Após ligeiro descanso, Jerônimo voltou a intervir no
cérebro. Era a última etapa do processo. Concentrando
todo o seu potencial de energia na fossa romboidal,
Jerônimo quebrou alguma coisa que André não pôde
perceber com minúcias, e brilhante chama violeta-dourada
desligou-se da região craniana, absorvendo,
instantaneamente, a vasta porção de substância leitosa
já exteriorizada. Era difícil fixá-la com rigor. As
forças eram dotadas de movimento plasticizante. A chama
transformou-se em maravilhosa cabeça, em tudo idêntica à
do nosso amigo em desencarnação, constituindo-se, após
ela, todo o corpo perispiritual de Dimas, membro a
membro, traço a traço. À medida que o novo organismo
ressurgia, a luz violeta-dourada, fulgurante no cérebro,
empalidecia gradualmente, até desaparecer.

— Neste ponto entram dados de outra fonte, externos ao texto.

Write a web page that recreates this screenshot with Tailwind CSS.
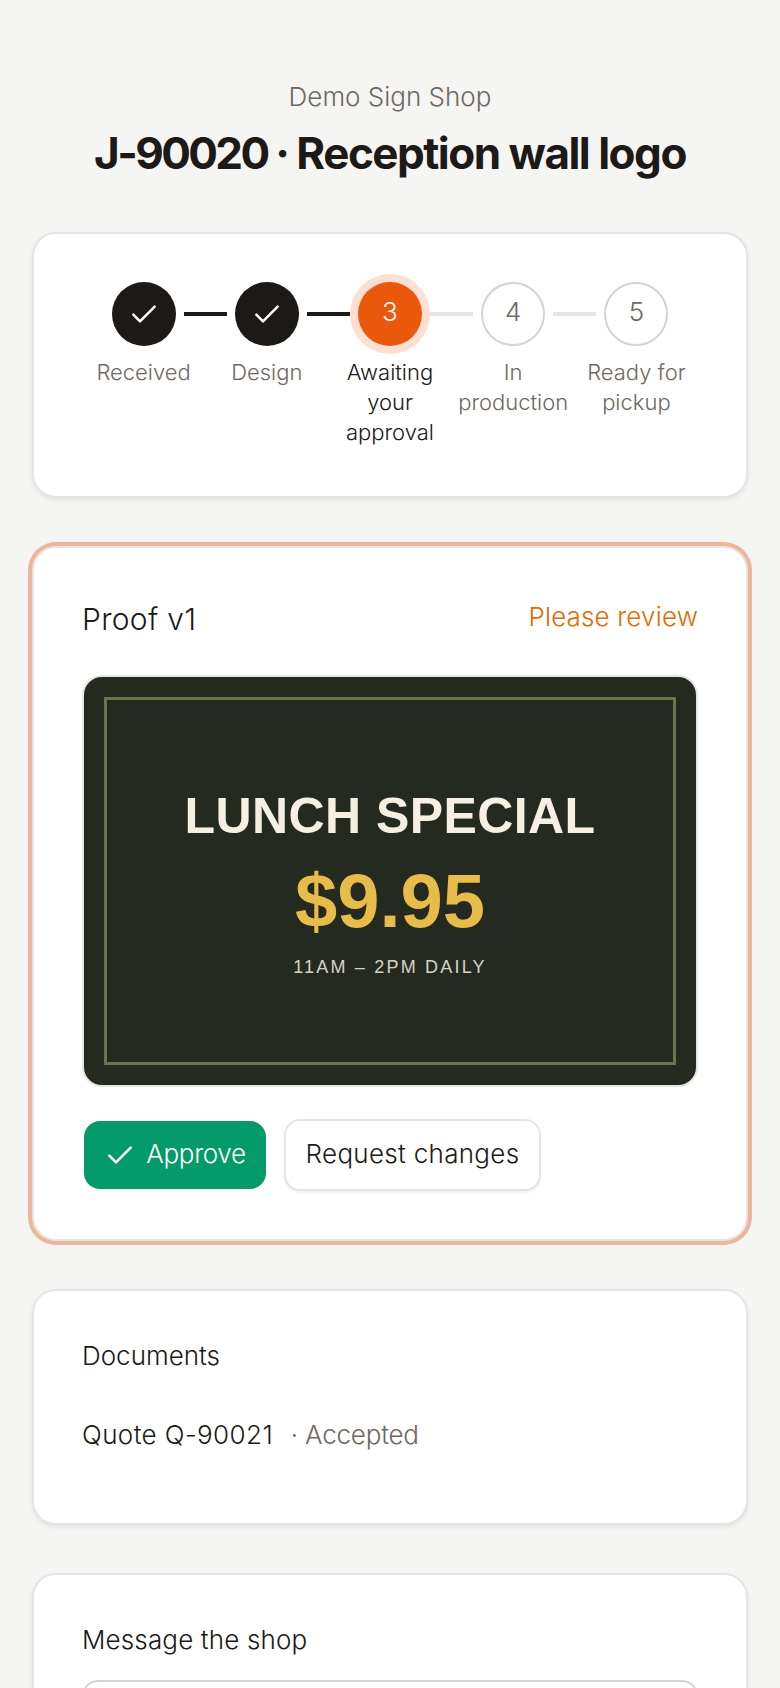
<!doctype html>
<html lang="en">
<head>
<meta charset="utf-8">
<script src="https://cdn.jsdelivr.net/npm/@tailwindcss/browser@4"></script>
</head>
<body class="bg-[#f5f5f3] font-['Inter',sans-serif] text-[#1c1917] overflow-hidden h-[1688px]">
<main class="px-[32px] pt-[80px] flex flex-col gap-[48px] h-[1688px] overflow-hidden">
  <header class="shrink-0 text-center h-[104px]">
    <p class="text-[26px] leading-[34px] font-light text-[#6f6862]">Demo Sign Shop</p>
    <h1 class="mt-[11px] text-[44px] leading-[56px] font-bold tracking-[-1.5px]"><span class="tracking-[-2.6px]">J-90020 ·</span> Reception wall logo</h1>
  </header>

  <section class="shrink-0 bg-white rounded-[24px] border-2 border-[#e7e5e4] shadow-[0_2px_4px_rgba(0,0,0,0.08)] px-[48px] pt-[48px] pb-[49px]">
    <ol class="grid grid-cols-5 text-center text-[22px] leading-[30px] font-light text-[#6f6862]">
      <li class="relative flex flex-col items-center">
        <span class="w-[64px] h-[64px] rounded-full bg-[#1c1917] flex items-center justify-center"><svg class="w-[32px] h-[32px]" viewBox="0 0 24 24" fill="none" stroke="#fff" stroke-width="1.9" stroke-linecap="round" stroke-linejoin="round"><path d="M4 12.5l5 5L20 6.5"/></svg></span>
        <span class="absolute left-[calc(50%+40px)] top-[30px] w-[43px] h-[4px] bg-[#1c1917]"></span>
        <span class="mt-[11px] px-[6px]">Received</span>
      </li>
      <li class="relative flex flex-col items-center">
        <span class="w-[64px] h-[64px] rounded-full bg-[#1c1917] flex items-center justify-center"><svg class="w-[32px] h-[32px]" viewBox="0 0 24 24" fill="none" stroke="#fff" stroke-width="1.9" stroke-linecap="round" stroke-linejoin="round"><path d="M4 12.5l5 5L20 6.5"/></svg></span>
        <span class="absolute left-[calc(50%+40px)] top-[30px] w-[43px] h-[4px] bg-[#1c1917]"></span>
        <span class="mt-[11px] px-[6px]">Design</span>
      </li>
      <li class="relative flex flex-col items-center">
        <span class="w-[64px] h-[64px] rounded-full bg-[#ea580c] text-white text-[26px] font-light flex items-center justify-center pb-[4px] shadow-[0_0_0_8px_#fde0d2]">3</span>
        <span class="absolute left-[calc(50%+40px)] top-[30px] w-[43px] h-[4px] bg-[#e7e5e4]"></span>
        <span class="mt-[11px] px-[6px] text-[#1c1917]">Awaiting your approval</span>
      </li>
      <li class="relative flex flex-col items-center">
        <span class="w-[64px] h-[64px] rounded-full bg-white border-2 border-[#d6d3d1] text-[26px] flex items-center justify-center pb-[4px]">4</span>
        <span class="absolute left-[calc(50%+40px)] top-[30px] w-[43px] h-[4px] bg-[#e7e5e4]"></span>
        <span class="mt-[11px] px-[6px]">In production</span>
      </li>
      <li class="relative flex flex-col items-center">
        <span class="w-[64px] h-[64px] rounded-full bg-white border-2 border-[#d6d3d1] text-[26px] flex items-center justify-center pb-[4px]">5</span>
        <span class="mt-[11px] px-[6px]">Ready for pickup</span>
      </li>
    </ol>
  </section>

  <section class="shrink-0 bg-white rounded-[24px] border-2 border-[#e7e5e4] shadow-[0_0_0_4px_#efb59a,0_2px_4px_rgba(0,0,0,0.08)] px-[48px] pt-[51px] pb-[48px]">
    <div class="flex justify-between items-start">
      <h2 class="text-[30px] leading-[40px] font-light tracking-[0.3px]">Proof v1</h2>
      <span class="mt-[1px] text-[26px] leading-[34px] font-light tracking-[0.15px] text-[#e06c00]">Please review</span>
    </div>
    <div class="relative mt-[36px] h-[412px] rounded-[20px] bg-[#252a20] border-2 border-[#e7e5e4] flex flex-col items-center font-['Liberation_Sans',sans-serif]">
      <span class="absolute inset-[20px] border-[3px] border-[#6b7350]"></span>
      <p class="mt-[111px] text-[50px] leading-[56px] font-bold tracking-[0.4px] text-[#f5f0e1]">LUNCH SPECIAL</p>
      <p class="mt-[15px] text-[76px] leading-[84px] font-bold text-[#e8bc4a]">$9.95</p>
      <p class="mt-[12px] text-[18px] leading-[24px] tracking-[2.2px] text-[#d6d3c4]">11AM – 2PM DAILY</p>
    </div>
    <div class="mt-[32px] ml-[2px] flex items-center gap-[18px]">
      <button class="h-[68px] w-[182px] rounded-[16px] bg-[#059a69] text-white text-[26px] font-light tracking-[-0.3px] flex items-center justify-center gap-[10px] pb-[4px]"><svg class="w-[32px] h-[32px] mt-[4px]" viewBox="0 0 24 24" fill="none" stroke="#fff" stroke-width="1.9" stroke-linecap="round" stroke-linejoin="round"><path d="M4 12.5l5 5L20 6.5"/></svg>Approve</button>
      <button class="h-[72px] w-[257px] rounded-[16px] bg-white border-2 border-[#e7e5e4] shadow-[0_2px_3px_rgba(0,0,0,0.06)] text-[26px] font-light tracking-[0.3px] pb-[4px]">Request changes</button>
    </div>
  </section>

  <section class="shrink-0 bg-white rounded-[24px] border-2 border-[#e7e5e4] shadow-[0_2px_4px_rgba(0,0,0,0.08)] px-[48px] pt-[48px] h-[236px]">
    <h2 class="text-[26px] leading-[34px] font-light">Documents</h2>
    <p class="mt-[45px] text-[26px] leading-[34px] font-light tracking-[0.4px]">Quote Q-90021 <span class="ml-[10px] tracking-[-0.2px] text-[#6f6862]">· Accepted</span></p>
  </section>

  <section class="shrink-0 bg-white rounded-[24px] border-2 border-[#e7e5e4] shadow-[0_2px_4px_rgba(0,0,0,0.08)] px-[48px] pt-[48px]">
    <h2 class="text-[26px] leading-[34px] font-light tracking-[0.15px]">Message the shop</h2>
    <div class="mt-[23px] h-[140px] rounded-[16px] border-2 border-[#d6d3d1]"></div>
  </section>
</main>
</body>
</html>
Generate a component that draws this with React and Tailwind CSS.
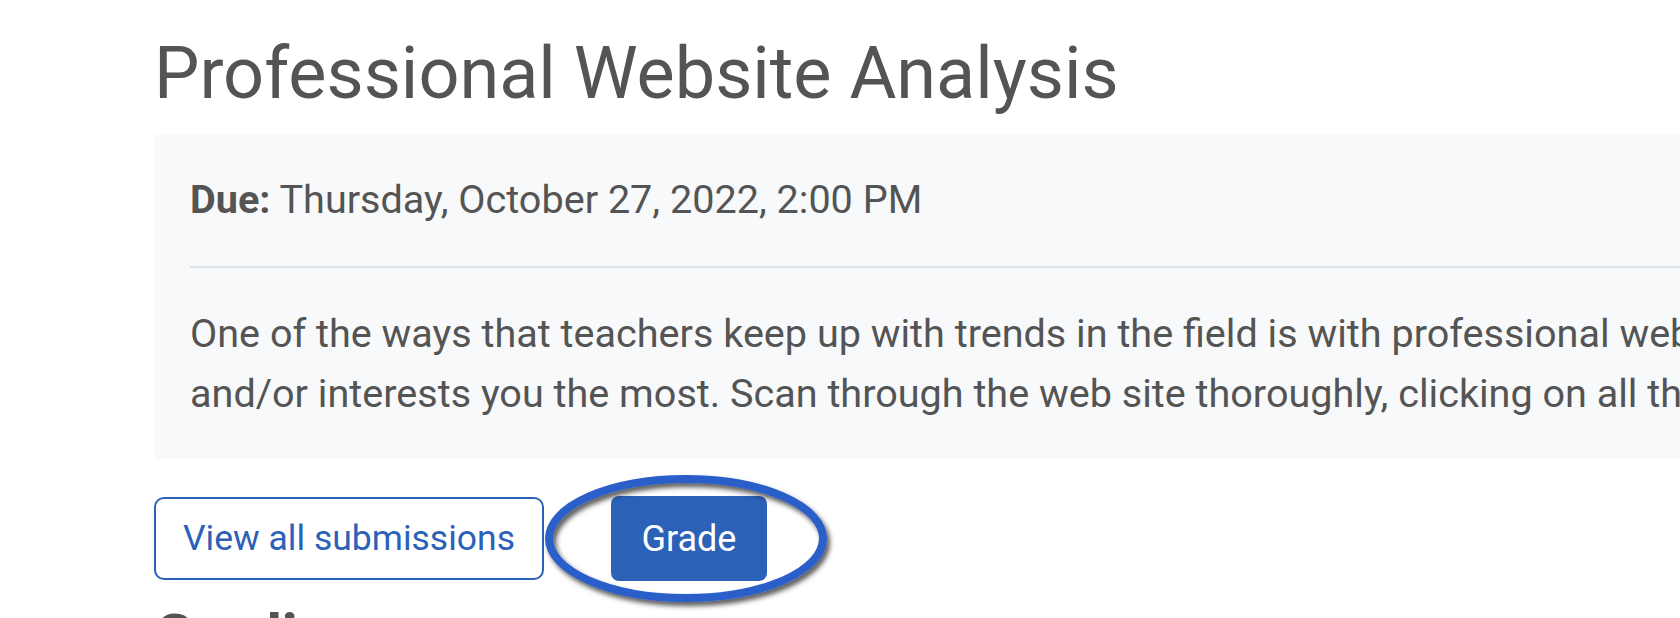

Dimas-desencarnado elevou-se alguns palmos acima de
Dimas-cadáver, apenas ligado ao corpo através de leve
cordão prateado, semelhante a sutil elástico, entre o
cérebro de matéria densa, abandonado, e o cérebro de
matéria rarefeita do organismo liberto.
A genitora de Dimas abandonou então, rapidamente, o
corpo grosseiro, e recolheu a nova forma, envolvendo-a
em túnica muito branca, que trazia consigo. Aos olhos
terrenos, Dimas morrera, inteiramente. Mas o cordão
fluídico permaneceria até o dia imediato, considerando
as necessidades do falecido, ainda imperfeitamente
preparado para desenlace mais rápido. Ao saírem, os
benfeitores espirituais deixaram Dimas aos cuidados de
sua mãe. Ele partiria para a Casa Transitória de Fabiano
apenas no dia seguinte, quando seria cortado o fio
derradeiro que o ligava aos despojos. Mas a partida
ocorreria após o enterro dos envoltórios pesados, a que
ele ainda se unia pelos últimos resíduos.
Pela descrição feita por André Luiz é possível notar a
complexidade do processo e como é importante em todo o
momento – nos chamados velórios – a atitude de prece, de
respeito, de paz, o que favorece de modo notável a
liberação da alma de forma definitiva.